I’ve worked on class actions since the start of my career at Skadden.  Being in the insurance capital of Hartford, we have a national insurance litigation practice and I was fortunate to have the opportunity to work on some prominent class actions arising from the 2004 hurricanes in Florida and later Hurricane Katrina, including cases involving the applicability of the flood exclusion, statutes known as valued policy laws, and various other issues.  My interest and experience in class actions gradually led me to focus on that area.

In Connecticut courts I’ve defended various kinds of class actions that go beyond insurance, including cases involving products liability, securities, financial services and consumer contracts.

My insurance class action practice usually takes me outside of Connecticut.  I’ve had the pleasure of working on cases in various federal and state courts and collaborating with great lawyers across the country.  While class actions are an increasingly large part of my practice, I don’t do exclusively class action work.  The rest of my practice involves litigating insurance coverage cases, often at the appellate level.  That also frequently takes me outside of Connecticut.  A highlight of my career thus far was working on Standard Fire Ins. Co. v. Knowles, the U.S. Supreme Court’s first Class Action Fairness Act case.  I was Counsel of Record for Standard Fire on the cert petition, and had the pleasure of working with Ted Boutrous on the merits briefing and oral argument.

I started this blog because writing is one of my favorite things to do and I enjoy following developments in class action law, writing about them and engaging in discussion with others who have an in interest in this area.  It’s a welcome break from day-to-day practice, keeps me current, broadens my network and results in some new business.

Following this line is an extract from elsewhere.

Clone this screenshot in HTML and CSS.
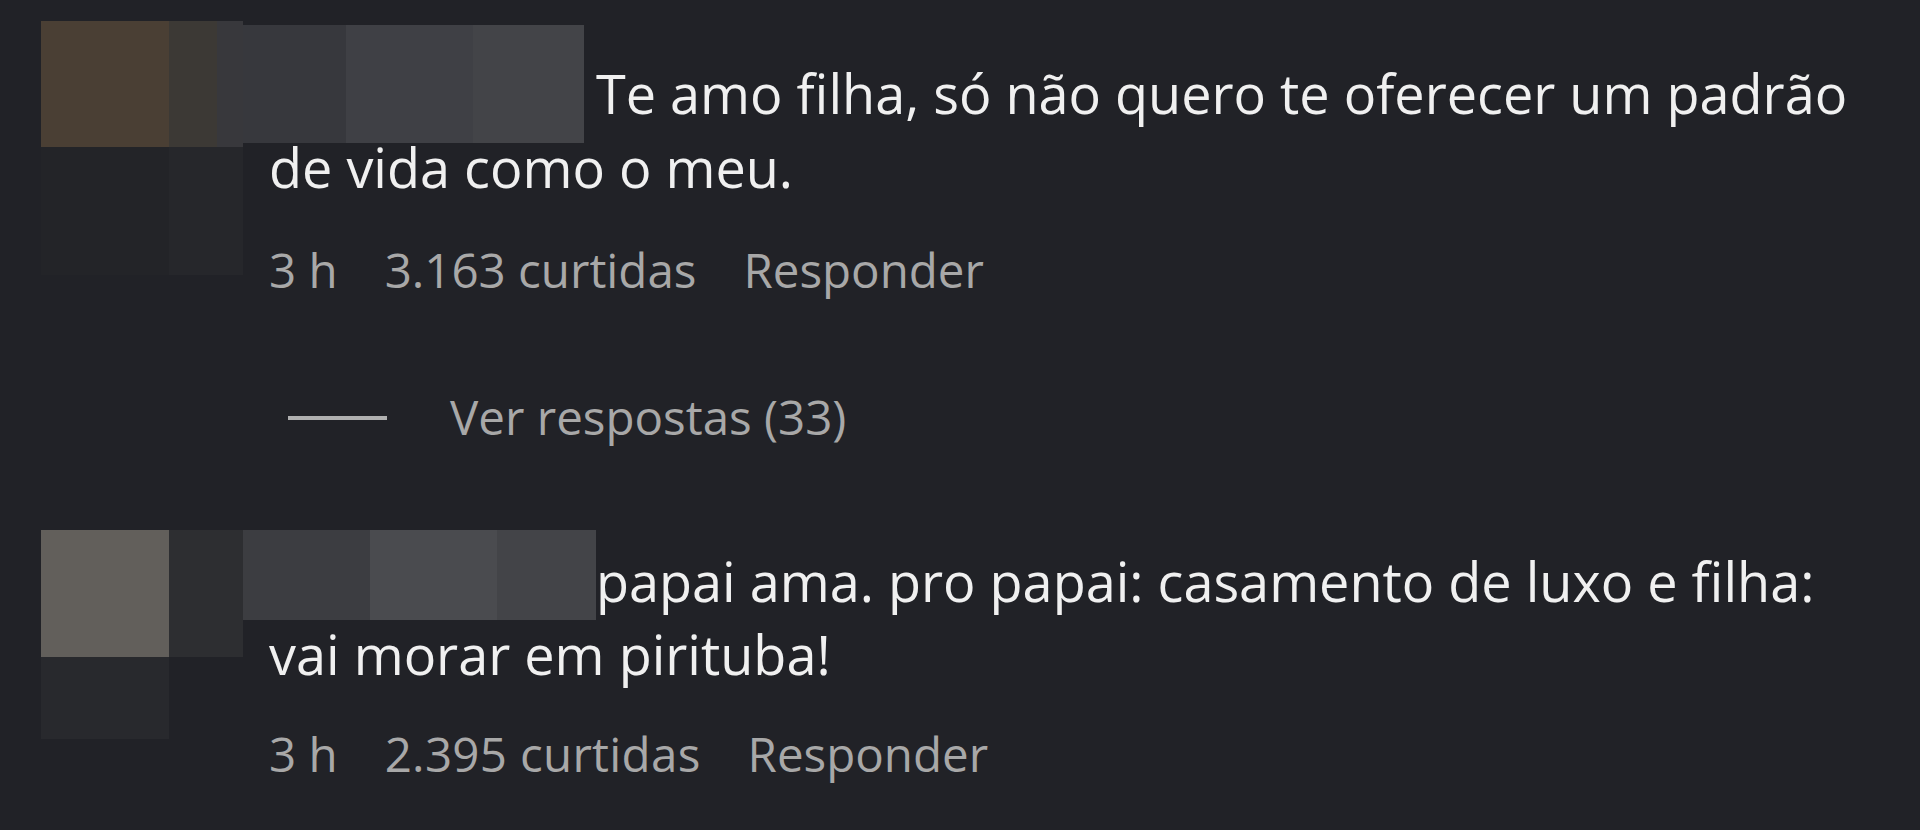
FILE: index.html
```html
<!DOCTYPE html>
<html lang="pt-BR">
<head>
<meta charset="utf-8">
<title>Comentários</title>
<link rel="stylesheet" href="styles.css">
</head>
<body>
<main class="thread">
  <article class="comment c1">
    <div class="mosaic" aria-hidden="true">
      <i class="b b1a"></i><i class="b b1b"></i><i class="b b1c"></i>
      <i class="b b1d"></i><i class="b b1e"></i><i class="b b1f"></i>
      <i class="b b1g"></i><i class="b b1h"></i>
    </div>
    <div class="content">
      <p class="text"><span class="user"></span>Te amo filha, só não quero te oferecer um padrão<br>de vida como o meu.</p>
      <div class="meta">
        <span class="time">3 h</span>
        <span class="likes">3.163 curtidas</span>
        <span class="reply">Responder</span>
      </div>
    </div>
  </article>

  <div class="replies"><span class="dash"></span><span class="replies-label">Ver respostas (33)</span></div>

  <article class="comment c2">
    <div class="mosaic" aria-hidden="true">
      <i class="b b2a"></i><i class="b b2b"></i><i class="b b2c"></i>
      <i class="b b2d"></i><i class="b b2e"></i><i class="b b2f"></i>
    </div>
    <div class="content">
      <p class="text"><span class="user"></span>papai ama. pro papai: casamento de luxo e filha:<br>vai morar em pirituba!</p>
      <div class="meta">
        <span class="time">3 h</span>
        <span class="likes wide">2.395 curtidas</span>
        <span class="reply">Responder</span>
      </div>
    </div>
  </article>
</main>
</body>
</html>
```

FILE: styles.css
```css
html, body {
  margin: 0;
  padding: 0;
  background: #212227;
}

body {
  width: 1920px;
  height: 830px;
  overflow: hidden;
  font-family: "Open Sans", "Noto Sans", sans-serif;
  color: #f0f0f0;
}

.thread {
  display: flex;
  flex-direction: column;
}

.comment {
  position: relative;
  padding-left: 269px;
}

.c1 { padding-top: 56px; }
.c2 { padding-top: 98px; }

.content {
  display: flex;
  flex-direction: column;
  width: 1640px;
}

.text {
  margin: 0;
  font-size: 54px;
  line-height: 74px;
  color: #f0f0f0;
  white-space: nowrap;
}

.c2 .text { line-height: 73px; }

.user {
  display: inline-block;
  width: 327px;
  height: 1px;
}

.meta {
  display: flex;
  gap: 47px;
  margin-top: 33px;
  font-size: 47.5px;
  line-height: 60px;
  color: #a8a8a8;
}

.c1 .meta { margin-top: 36px; }

.likes.wide { letter-spacing: 0.3px; }

.replies {
  display: flex;
  align-items: center;
  margin: 87px 0 0 288px;
  height: 60px;
  font-size: 47.5px;
  line-height: 60px;
  color: #a8a8a8;
}

.dash {
  width: 99px;
  height: 4px;
  margin-top: 2px;
  background: #b0b0b0;
  margin-right: 63px;
}

/* censor mosaic over avatar + username */
.mosaic {
  position: absolute;
  left: 41px;
  width: 560px;
  height: 260px;
}

.c1 .mosaic { top: 21px; }
.c2 .mosaic { top: 83px; }

.b {
  position: absolute;
  display: block;
}

.b1a { left: 0; top: 0; width: 128px; height: 126px; background: #4a3f34; }
.b1b { left: 128px; top: 0; width: 48px; height: 126px; background: #3c3935; }
.b1c { left: 176px; top: 0; width: 26px; height: 126px; background: #38383c; }
.b1d { left: 202px; top: 4px; width: 103px; height: 118px; background: #37383d; }
.b1e { left: 305px; top: 4px; width: 127px; height: 118px; background: #3f4045; }
.b1f { left: 432px; top: 4px; width: 111px; height: 118px; background: #434448; }
.b1g { left: 0; top: 126px; width: 128px; height: 128px; background: #232428; }
.b1h { left: 128px; top: 126px; width: 74px; height: 128px; background: #26272b; }

.b2a { left: 0; top: 0; width: 128px; height: 127px; background: #625f5b; }
.b2b { left: 128px; top: 0; width: 74px; height: 127px; background: #2d2e31; }
.b2c { left: 202px; top: 0; width: 127px; height: 90px; background: #3c3d41; }
.b2d { left: 329px; top: 0; width: 127px; height: 90px; background: #4a4b4f; }
.b2e { left: 456px; top: 0; width: 99px; height: 90px; background: #434448; }
.b2f { left: 0; top: 127px; width: 128px; height: 82px; background: #28292d; }
```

When I’m not at my desk or flying around the country trying to save insurance companies from the plaintiffs’ bar, or attending a conference on class actions or insurance litigation (for more on those, see the Seminars/Programs page of this blog), I often can be found playing or reading with my young daughter, helping my wife with her real estate and mortgage businesses, reading a book about history or politics, or watching the Boston Red Sox (I managed to find bleacher seats for Game 2 of the 2004 World Series when Curt Schilling pitched with the bloody sock).  When the weather is good I also love to take the ferry to Block Island, Rhode Island and ride a bike or walk the trails there. If you go, I highly recommend the Clay Head Trail.